Industrial design and ubiquitous computing

Are designers ready for ubiquitous computing?: a formative study is a very interesting short paper by Sara Ljungblad, Tobias Skog and Lalya Gaye that deals with the challenges industrial designers will face with ubiquitous technologies. The paper report a workshop they ran with designers, in which they presented their ubicomp prototyping platform and collected people's impressions. Although it's hard to generalize, what is relevant here is to look at what they learn in this context:

"A Designer is not A Researcher: The designers tended to have a goal-oriented, problem-solving approach to the context-aware technology, rather than the more exploratory approach that is common in research.

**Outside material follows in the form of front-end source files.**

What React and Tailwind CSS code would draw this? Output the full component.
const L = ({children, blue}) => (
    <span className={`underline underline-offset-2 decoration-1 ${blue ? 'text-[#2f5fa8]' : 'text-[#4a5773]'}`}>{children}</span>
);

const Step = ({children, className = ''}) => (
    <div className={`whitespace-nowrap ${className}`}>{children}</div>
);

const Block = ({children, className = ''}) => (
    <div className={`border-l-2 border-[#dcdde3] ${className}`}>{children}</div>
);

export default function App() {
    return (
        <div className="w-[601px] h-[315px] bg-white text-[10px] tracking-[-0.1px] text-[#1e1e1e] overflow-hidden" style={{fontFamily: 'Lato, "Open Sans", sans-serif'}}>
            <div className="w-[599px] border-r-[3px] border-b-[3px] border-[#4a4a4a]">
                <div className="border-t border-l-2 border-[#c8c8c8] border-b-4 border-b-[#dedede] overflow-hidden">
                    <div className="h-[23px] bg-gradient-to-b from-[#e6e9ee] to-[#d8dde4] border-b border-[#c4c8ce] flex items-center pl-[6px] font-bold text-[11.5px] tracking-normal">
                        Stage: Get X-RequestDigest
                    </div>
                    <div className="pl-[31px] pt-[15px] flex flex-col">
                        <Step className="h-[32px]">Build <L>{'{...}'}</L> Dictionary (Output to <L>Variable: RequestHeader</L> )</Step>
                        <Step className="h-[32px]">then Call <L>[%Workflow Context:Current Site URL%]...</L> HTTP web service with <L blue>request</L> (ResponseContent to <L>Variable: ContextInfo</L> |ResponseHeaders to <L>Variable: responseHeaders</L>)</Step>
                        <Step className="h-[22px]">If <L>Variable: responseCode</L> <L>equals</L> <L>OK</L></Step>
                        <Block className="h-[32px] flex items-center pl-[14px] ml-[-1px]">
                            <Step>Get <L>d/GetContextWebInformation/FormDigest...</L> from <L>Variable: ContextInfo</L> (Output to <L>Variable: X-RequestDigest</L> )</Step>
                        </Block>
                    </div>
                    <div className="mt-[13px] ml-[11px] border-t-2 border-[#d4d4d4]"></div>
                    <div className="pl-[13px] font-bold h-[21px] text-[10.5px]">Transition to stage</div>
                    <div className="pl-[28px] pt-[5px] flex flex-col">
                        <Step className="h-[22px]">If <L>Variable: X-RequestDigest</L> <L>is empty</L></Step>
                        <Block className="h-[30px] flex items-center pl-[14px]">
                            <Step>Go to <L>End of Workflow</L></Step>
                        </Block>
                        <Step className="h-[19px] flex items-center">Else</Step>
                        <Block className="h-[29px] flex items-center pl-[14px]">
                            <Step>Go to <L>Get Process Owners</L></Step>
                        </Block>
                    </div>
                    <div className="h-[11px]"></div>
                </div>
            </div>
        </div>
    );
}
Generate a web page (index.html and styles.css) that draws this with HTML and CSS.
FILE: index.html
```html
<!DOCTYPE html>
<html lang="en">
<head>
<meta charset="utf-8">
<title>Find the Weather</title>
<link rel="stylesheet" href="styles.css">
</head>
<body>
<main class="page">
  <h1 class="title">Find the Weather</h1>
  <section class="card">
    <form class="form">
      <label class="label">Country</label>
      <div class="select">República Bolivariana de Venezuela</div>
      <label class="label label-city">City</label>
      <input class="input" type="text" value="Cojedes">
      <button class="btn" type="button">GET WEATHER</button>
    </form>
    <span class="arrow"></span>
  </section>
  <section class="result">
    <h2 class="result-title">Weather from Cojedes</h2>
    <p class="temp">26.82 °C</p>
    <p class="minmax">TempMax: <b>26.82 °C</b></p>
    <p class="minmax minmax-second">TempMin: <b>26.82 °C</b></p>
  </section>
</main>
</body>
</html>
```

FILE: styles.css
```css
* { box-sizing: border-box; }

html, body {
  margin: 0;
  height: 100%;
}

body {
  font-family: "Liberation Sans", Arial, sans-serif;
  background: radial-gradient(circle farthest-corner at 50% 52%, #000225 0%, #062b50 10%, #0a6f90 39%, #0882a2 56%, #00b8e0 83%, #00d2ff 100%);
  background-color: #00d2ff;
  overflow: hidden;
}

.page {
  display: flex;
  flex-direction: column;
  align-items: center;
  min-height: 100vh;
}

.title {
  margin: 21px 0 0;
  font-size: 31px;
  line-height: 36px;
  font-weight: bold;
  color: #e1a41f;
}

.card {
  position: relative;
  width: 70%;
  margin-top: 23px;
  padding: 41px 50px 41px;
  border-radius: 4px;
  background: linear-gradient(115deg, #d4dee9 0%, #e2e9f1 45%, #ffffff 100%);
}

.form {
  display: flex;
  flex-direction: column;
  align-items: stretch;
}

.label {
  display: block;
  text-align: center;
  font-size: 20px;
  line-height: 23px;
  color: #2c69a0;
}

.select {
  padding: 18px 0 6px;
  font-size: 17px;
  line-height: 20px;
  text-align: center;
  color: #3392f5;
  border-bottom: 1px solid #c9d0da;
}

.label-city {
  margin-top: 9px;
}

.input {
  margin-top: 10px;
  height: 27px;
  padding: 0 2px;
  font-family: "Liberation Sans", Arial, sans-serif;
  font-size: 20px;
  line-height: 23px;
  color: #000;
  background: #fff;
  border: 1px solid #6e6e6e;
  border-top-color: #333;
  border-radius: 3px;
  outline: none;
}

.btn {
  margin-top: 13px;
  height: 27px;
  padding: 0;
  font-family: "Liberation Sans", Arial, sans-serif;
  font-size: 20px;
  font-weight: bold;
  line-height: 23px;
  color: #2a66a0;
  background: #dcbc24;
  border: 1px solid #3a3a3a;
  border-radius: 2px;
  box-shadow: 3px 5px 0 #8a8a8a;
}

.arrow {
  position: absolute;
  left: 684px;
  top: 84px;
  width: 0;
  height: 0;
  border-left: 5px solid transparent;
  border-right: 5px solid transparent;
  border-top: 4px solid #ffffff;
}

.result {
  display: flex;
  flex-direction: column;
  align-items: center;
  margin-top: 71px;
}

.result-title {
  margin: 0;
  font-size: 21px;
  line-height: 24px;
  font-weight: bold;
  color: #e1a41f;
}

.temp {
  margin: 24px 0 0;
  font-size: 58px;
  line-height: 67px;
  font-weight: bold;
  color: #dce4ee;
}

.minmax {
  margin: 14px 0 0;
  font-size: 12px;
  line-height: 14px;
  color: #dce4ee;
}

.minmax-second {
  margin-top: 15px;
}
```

The idea of developing applications for already existing objects by augmenting them post-hoc was not considered very appealing. (...) We feel that there is a significant difference between researchers and product designers when approaching context-aware technology. The designers were interested, but viewed Smart-Its as a collection of sensors belonging to an end-product, rather than something that could be used as a material during the design process, to explore and learn about “smart” products. This suggests that these designers were only interested in a conceptual understanding of the technology, not a hands-on understanding of it. The question is whether such conceptual knowledge really is enough when designing “smart” products."

Why do I blog this? because this sort of issues is very common and interesting to investigate. Of course this is very contextualized to their platform but there are interesting elements here.